Install tidyverse and vader if you do not have them in your R environment.

  • tidyverse is a collection of R packages for data science
  • vader (Valence Aware Dictionary and sEntiment Reasoner) is a rule-based sentiment analysis tool specifically attuned to social media text
# uncomment and run the lines below if you need to install these packages
# install.packages("tidyverse")
# install.packages("vader")

Load packages.

library(tidyverse)
library(vader)

📃 Read CSV file

df_tweets = read_csv('Ikea-tweets.csv')
## Rows: 349 Columns: 3
## ── Column specification ────────────────────────────────────────────────────────
## Delimiter: ","
## chr (2): username, text
## dbl (1): id
## 
## ℹ Use `spec()` to retrieve the full column specification for this data.
## ℹ Specify the column types or set `show_col_types = FALSE` to quiet this message.
df_tweets %>% head()

Print out the number of rows.

nrow(df_tweets)
## [1] 349

🔮 Sentiment Analysis

📌 Sample usage

To analyze a piece of text using VADER, use the get_vader() function. Here is an example using one of the tweets.

  • compound score is the “overall” score between -1 (most extreme negative) and +1 (most extreme positive).
  • pos, neg, and neu are ratios for proportions of text that fall in each category. These should all add up to be 1.
  • We are mainly interested in the compound score.
get_vader("Got my BeautyBase merch I am happy I got the first batch 🥰")
##                                 word_scores 
## "{0, 0, 0, 0, 0, 0, 2.7, 0, 0, 0, 0, 0, 0}" 
##                                    compound 
##                                     "0.572" 
##                                         pos 
##                                     "0.236" 
##                                         neu 
##                                     "0.764" 
##                                         neg 
##                                         "0" 
##                                   but_count 
##                                         "0"

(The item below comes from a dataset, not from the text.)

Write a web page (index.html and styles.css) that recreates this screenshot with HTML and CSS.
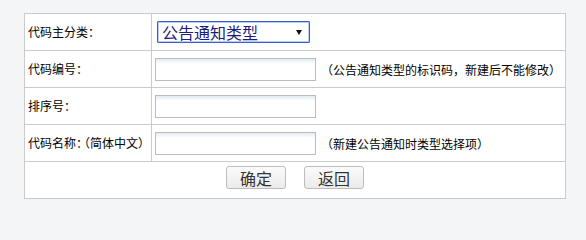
FILE: index.html
```html
<!DOCTYPE html>
<html lang="zh-CN">
<head>
<meta charset="utf-8">
<title>代码维护</title>
<link rel="stylesheet" href="styles.css">
</head>
<body>
<div class="page">
  <table class="form">
    <tr>
      <td class="label">代码主分类：</td>
      <td class="field">
        <span class="select-wrap">
          <select class="select">
            <option>公告通知类型</option>
          </select>
        </span>
      </td>
    </tr>
    <tr>
      <td class="label">代码编号：</td>
      <td class="field"><input class="text" type="text"><span class="note">（公告通知类型的标识码，新建后不能修改）</span></td>
    </tr>
    <tr>
      <td class="label">排序号：</td>
      <td class="field"><input class="text" type="text"></td>
    </tr>
    <tr>
      <td class="label">代码名称<span class="squeeze">：</span>（简体中文）</td>
      <td class="field"><input class="text" type="text"><span class="note">（新建公告通知时类型选择项）</span></td>
    </tr>
    <tr>
      <td class="actions" colspan="2">
        <div class="buttons">
          <button class="btn" type="button">确定</button>
          <button class="btn" type="button">返回</button>
        </div>
      </td>
    </tr>
  </table>
</div>
</body>
</html>
```

FILE: styles.css
```css
html, body {
  margin: 0;
  padding: 0;
  background: #f4f5f7;
}

body {
  font-family: "Noto Sans CJK SC", "DejaVu Sans", sans-serif;
  font-size: 12px;
  color: #000;
}

.page {
  padding: 13px 0 0 24px;
}

.form {
  width: 542px;
  border-collapse: collapse;
  background: #fff;
  border: 1px solid #cbcbcb;
  table-layout: fixed;
}

.form td {
  border: 1px solid #cbcbcb;
  height: 37px;
  padding: 0;
  box-sizing: border-box;
  vertical-align: middle;
}

.form tr > td.label {
  width: 127px;
  padding-left: 3px;
  white-space: nowrap;
  line-height: 14px;
}

.squeeze {
  letter-spacing: -4px;
}

.field {
  padding-left: 3px !important;
  white-space: nowrap;
}

.select-wrap {
  position: relative;
  display: inline-block;
  margin-left: 2px;
  vertical-align: middle;
}

.select {
  appearance: none;
  -webkit-appearance: none;
  width: 153px;
  height: 22px;
  box-sizing: border-box;
  border: 1px solid #3c5ccc;
  box-shadow: inset 0 0 0 1px #b8cbf2;
  border-radius: 1px;
  background: #fff;
  color: #1b1b78;
  font-family: "Noto Sans CJK SC", sans-serif;
  font-size: 16px;
  line-height: 18px;
  padding: 0 0 0 4px;
  margin: 0;
  outline: none;
}

.select-wrap::after {
  content: "";
  position: absolute;
  right: 8px;
  top: 9px;
  width: 0;
  height: 0;
  border-left: 3px solid transparent;
  border-right: 3px solid transparent;
  border-top: 5px solid #111;
  pointer-events: none;
}

.text {
  width: 161px;
  height: 23px;
  box-sizing: border-box;
  border: 1px solid #bfbcb7;
  background: linear-gradient(#dfeaf3 0, #f4f8fb 3px, #fff 5px);
  margin: 0;
  padding: 0 3px;
  vertical-align: middle;
  font-size: 12px;
  outline: none;
}

.note {
  margin-left: 5px;
  vertical-align: middle;
}

.actions {
  vertical-align: top !important;
  padding-top: 4px !important;
}

.buttons {
  display: flex;
  justify-content: center;
  gap: 18px;
}

.btn {
  width: 60px;
  height: 23px;
  box-sizing: border-box;
  border: 1px solid #bcbcbc;
  border-radius: 3px;
  background: linear-gradient(#fbfbfb, #ebebeb);
  color: #333;
  font-family: "Noto Sans CJK SC", sans-serif;
  font-size: 16px;
  line-height: 20px;
  padding: 0;
  margin: 0;
}
```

🧮 Calculate scores for all tweets

Because we have a DataFrame (tibble) that contains tweet texts in the text column, we will need to run get_vader() on each row of the text column. We can do this by using the lapply() function.

The code below stores the VADER results to a list variable named vscores. Note that this may take a while (a few minutes) if you have thousands of tweets.

vscores <- df_tweets$text %>% lapply(get_vader)

Extract compound score and positive/neutral/negative percentages into separate columns.

df_tweets <- df_tweets %>% mutate(
  compound = vscores %>% sapply(function(v) { as.numeric(v["compound"]) }),
  pos = vscores %>% sapply(function(v) { as.numeric(v["pos"]) }),
  neu = vscores %>% sapply(function(v) { as.numeric(v["neu"]) }),
  neg = vscores %>% sapply(function(v) { as.numeric(v["neg"]) }),
)
df_tweets

👍 50 most positive tweets

df_tweets %>% 
  arrange(desc(compound)) %>% 
  select(text, username, compound, pos, neu, neg) %>%
  head(50)

👎 50 most negative tweets

df_tweets %>% 
  arrange(compound) %>% 
  select(text, username, compound, pos, neu, neg) %>%
  head(50)

⚖️ Average compound score

mean(df_tweets$compound)
## [1] 0.2370143

📦 Box plot of compound scores

The box plot below gives you the spread and skewness of compound scores.

df_tweets %>% 
  ggplot(aes(x=compound)) + 
  theme_classic() +
  geom_boxplot()

📊 Histogram of compound scores

The histogram below gives you an approximate distribution of the compound scores.

df_tweets %>% 
  ggplot(aes(x=compound)) + 
  theme_classic() +
  geom_histogram(bins = 20, color="black", fill="white")